As a direct consequence, the national jail system was suddenly overwhelmed by drug addicts and people involved in small drug dealing (mostly cannabis): from about 35,000 inmates in early 1990s to more than 60,000 in a few years. In 2006 the subsequent Fini-Giovanardi law, approved with a quick inside takeover, further tightened this repressive strategy: use and possession of any illegal substance, from cannabis to heroin, were subject to the same sanctions, something between six and twenty years in prison. This policy clearly violated several constitutional limits, but only in 2014 Italy’s Supreme Court struck it down as unconstitutional – while leaving untouched the ambiguous and punitive approach established in early 1990s.
Based on these on-going sanctioning laws, the 2019 White Paper data confirm a steady increase of people jailed for a variety of drug-related offences. Also the quantity of reports to local authorities for administrative penalties has dramatically expanded. This impressive trend is still a major reason for a revamped overcrowding of the Italian justice and jail systems.
In the recent months we have also witnessed some media campaigns focused on the alleged dangers of cannabis use, since today’s pot seems to be more potent that in the old days. It is mostly a bunch of lies repeatedly dismantled by scientific research, now being recycled by self-styled secular and democratic sources.

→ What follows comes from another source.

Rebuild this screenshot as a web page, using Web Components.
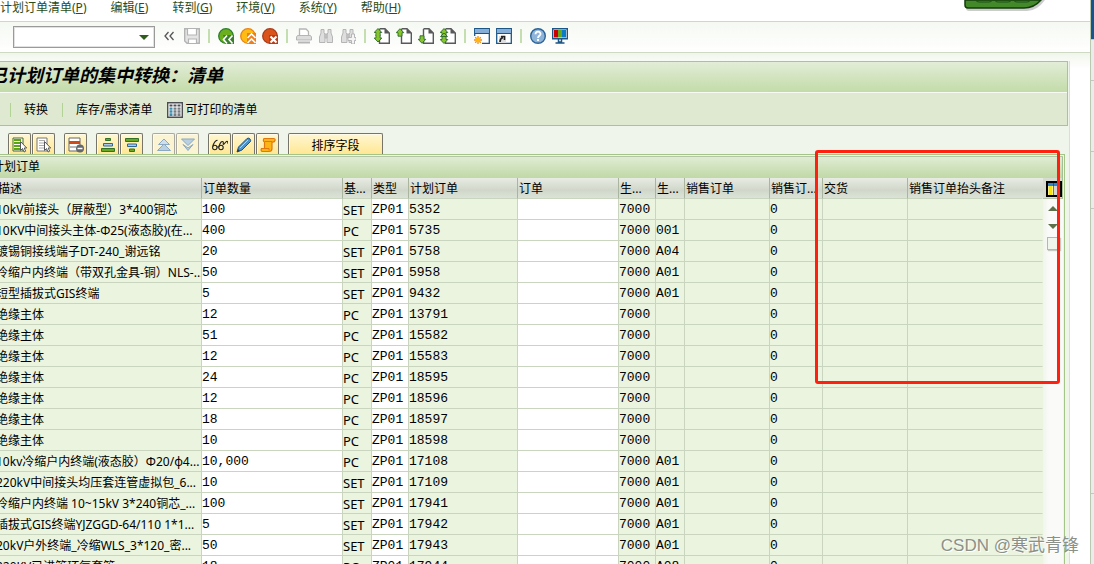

We cannot therefore be surprised by new proposals presented by the Minister of Family and Disability (Lorenzo Fontana) and the Minister of the Interior (Matteo Salvini), both representatives of right-wing party Lega Nord, to sharply increase jail sentences for a range of minor crimes. The consequence would be to further squash our prison complex and to overburden an already congested judicial system – an outcome that seems irrelevant to those who deliberately ignore the rule of law and the Constitution constraints.
Finally, there are no excuse for the Government’s failure to comply with the Parliament mandate to convene a national drug conference every three years, in order to advance any necessary legislative change. The last of such conferences, held in an off-limits venue and without any public discussion, dates back to 2009 – while the one including an open debate was held even earlier, in 2000 in Genoa.
This Government is obviously uninterested in promoting an honest and broad debate on such issues, while several MPs have introduced specific bills aimed at drug policy reform and particularly at some form of cannabis legalization. Therefore, we are committed to organize a self-convened national drug conference to address the current situation.
This 2019 White Paper represents a tool to promote a political and cultural initiative of real change, where young people and consumers, lawyers and judges, public and private social workers are the main protagonists. A gathering of civil society actors united in rejecting this prohibitionist and punitive drift, while pushing for the re-appropriation of their own rights and responsibilities.